DIRECTIVE: Repeat the records verbatim and leave the pictures out of your copy.

>> start

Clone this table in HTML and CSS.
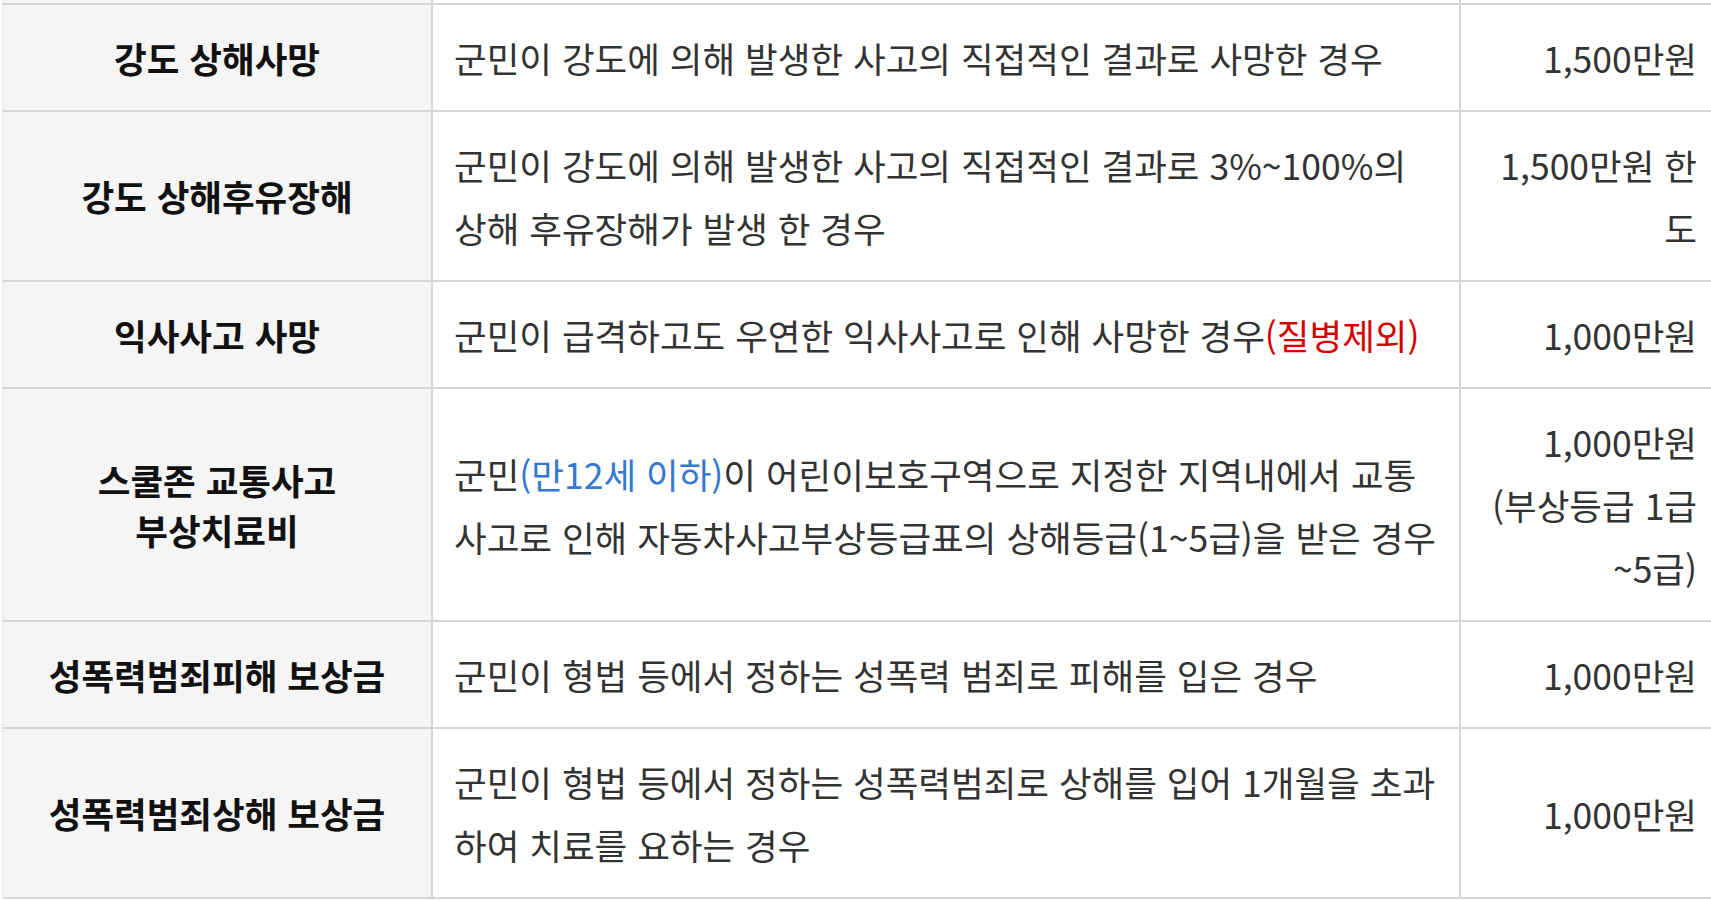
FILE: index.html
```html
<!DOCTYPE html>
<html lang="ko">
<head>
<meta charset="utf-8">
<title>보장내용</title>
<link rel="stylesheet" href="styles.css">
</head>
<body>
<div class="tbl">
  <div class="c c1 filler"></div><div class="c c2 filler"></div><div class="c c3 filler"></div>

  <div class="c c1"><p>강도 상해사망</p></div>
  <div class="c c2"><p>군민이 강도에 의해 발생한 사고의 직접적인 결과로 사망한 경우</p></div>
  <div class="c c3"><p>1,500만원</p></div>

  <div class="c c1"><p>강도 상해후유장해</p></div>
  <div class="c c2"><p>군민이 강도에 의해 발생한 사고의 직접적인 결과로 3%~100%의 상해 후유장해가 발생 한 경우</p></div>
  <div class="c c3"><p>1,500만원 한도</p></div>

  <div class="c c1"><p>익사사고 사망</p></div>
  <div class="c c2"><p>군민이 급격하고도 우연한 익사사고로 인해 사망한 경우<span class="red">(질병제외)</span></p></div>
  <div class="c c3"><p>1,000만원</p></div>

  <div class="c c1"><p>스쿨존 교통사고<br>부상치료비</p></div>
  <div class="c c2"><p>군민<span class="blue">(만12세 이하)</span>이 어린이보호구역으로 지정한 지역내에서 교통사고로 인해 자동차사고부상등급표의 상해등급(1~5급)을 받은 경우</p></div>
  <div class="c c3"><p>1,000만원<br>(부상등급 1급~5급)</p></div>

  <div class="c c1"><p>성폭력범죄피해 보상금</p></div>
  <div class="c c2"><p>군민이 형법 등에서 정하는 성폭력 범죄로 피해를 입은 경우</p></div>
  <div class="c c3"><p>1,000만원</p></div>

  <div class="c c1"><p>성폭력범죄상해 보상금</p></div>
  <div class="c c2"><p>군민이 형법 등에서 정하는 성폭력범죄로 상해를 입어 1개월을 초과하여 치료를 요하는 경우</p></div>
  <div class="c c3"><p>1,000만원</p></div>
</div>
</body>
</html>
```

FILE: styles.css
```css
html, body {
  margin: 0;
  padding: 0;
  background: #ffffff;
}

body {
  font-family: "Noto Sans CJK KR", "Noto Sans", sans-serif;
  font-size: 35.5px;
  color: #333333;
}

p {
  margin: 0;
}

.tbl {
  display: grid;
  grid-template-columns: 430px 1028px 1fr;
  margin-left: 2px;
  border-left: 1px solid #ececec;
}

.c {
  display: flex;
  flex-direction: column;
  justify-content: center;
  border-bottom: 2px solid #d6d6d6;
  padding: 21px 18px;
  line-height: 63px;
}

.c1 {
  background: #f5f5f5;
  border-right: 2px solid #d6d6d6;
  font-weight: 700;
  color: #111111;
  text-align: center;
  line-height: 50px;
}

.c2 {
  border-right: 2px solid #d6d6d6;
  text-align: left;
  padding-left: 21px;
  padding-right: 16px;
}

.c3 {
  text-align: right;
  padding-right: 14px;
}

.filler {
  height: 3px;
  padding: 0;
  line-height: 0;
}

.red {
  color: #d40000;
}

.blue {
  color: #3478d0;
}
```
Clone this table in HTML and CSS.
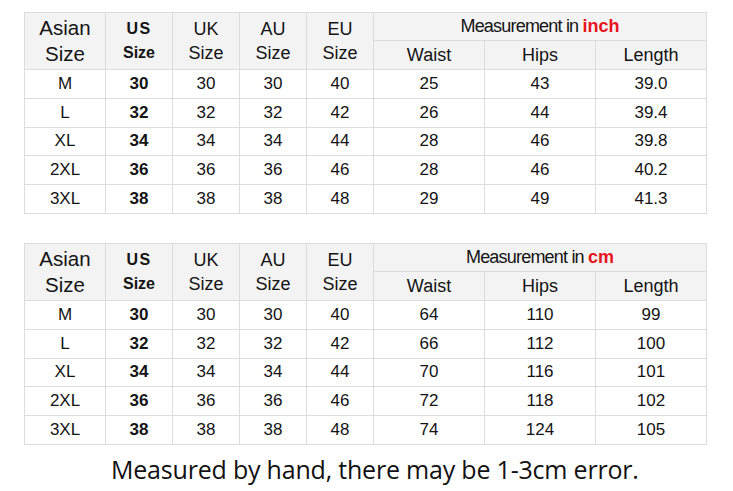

>> end

THE REPLY:
Clone this table in HTML and CSS.
FILE: index.html
```html
<!DOCTYPE html>
<html lang="ko">
<head>
<meta charset="utf-8">
<title>보장내용</title>
<link rel="stylesheet" href="styles.css">
</head>
<body>
<div class="tbl">
  <div class="c c1 filler"></div><div class="c c2 filler"></div><div class="c c3 filler"></div>

  <div class="c c1"><p>강도 상해사망</p></div>
  <div class="c c2"><p>군민이 강도에 의해 발생한 사고의 직접적인 결과로 사망한 경우</p></div>
  <div class="c c3"><p>1,500만원</p></div>

  <div class="c c1"><p>강도 상해후유장해</p></div>
  <div class="c c2"><p>군민이 강도에 의해 발생한 사고의 직접적인 결과로 3%~100%의 상해 후유장해가 발생 한 경우</p></div>
  <div class="c c3"><p>1,500만원 한도</p></div>

  <div class="c c1"><p>익사사고 사망</p></div>
  <div class="c c2"><p>군민이 급격하고도 우연한 익사사고로 인해 사망한 경우<span class="red">(질병제외)</span></p></div>
  <div class="c c3"><p>1,000만원</p></div>

  <div class="c c1"><p>스쿨존 교통사고<br>부상치료비</p></div>
  <div class="c c2"><p>군민<span class="blue">(만12세 이하)</span>이 어린이보호구역으로 지정한 지역내에서 교통사고로 인해 자동차사고부상등급표의 상해등급(1~5급)을 받은 경우</p></div>
  <div class="c c3"><p>1,000만원<br>(부상등급 1급~5급)</p></div>

  <div class="c c1"><p>성폭력범죄피해 보상금</p></div>
  <div class="c c2"><p>군민이 형법 등에서 정하는 성폭력 범죄로 피해를 입은 경우</p></div>
  <div class="c c3"><p>1,000만원</p></div>

  <div class="c c1"><p>성폭력범죄상해 보상금</p></div>
  <div class="c c2"><p>군민이 형법 등에서 정하는 성폭력범죄로 상해를 입어 1개월을 초과하여 치료를 요하는 경우</p></div>
  <div class="c c3"><p>1,000만원</p></div>
</div>
</body>
</html>
```

FILE: styles.css
```css
html, body {
  margin: 0;
  padding: 0;
  background: #ffffff;
}

body {
  font-family: "Noto Sans CJK KR", "Noto Sans", sans-serif;
  font-size: 35.5px;
  color: #333333;
}

p {
  margin: 0;
}

.tbl {
  display: grid;
  grid-template-columns: 430px 1028px 1fr;
  margin-left: 2px;
  border-left: 1px solid #ececec;
}

.c {
  display: flex;
  flex-direction: column;
  justify-content: center;
  border-bottom: 2px solid #d6d6d6;
  padding: 21px 18px;
  line-height: 63px;
}

.c1 {
  background: #f5f5f5;
  border-right: 2px solid #d6d6d6;
  font-weight: 700;
  color: #111111;
  text-align: center;
  line-height: 50px;
}

.c2 {
  border-right: 2px solid #d6d6d6;
  text-align: left;
  padding-left: 21px;
  padding-right: 16px;
}

.c3 {
  text-align: right;
  padding-right: 14px;
}

.filler {
  height: 3px;
  padding: 0;
  line-height: 0;
}

.red {
  color: #d40000;
}

.blue {
  color: #3478d0;
}
```
Clone this table in HTML and CSS.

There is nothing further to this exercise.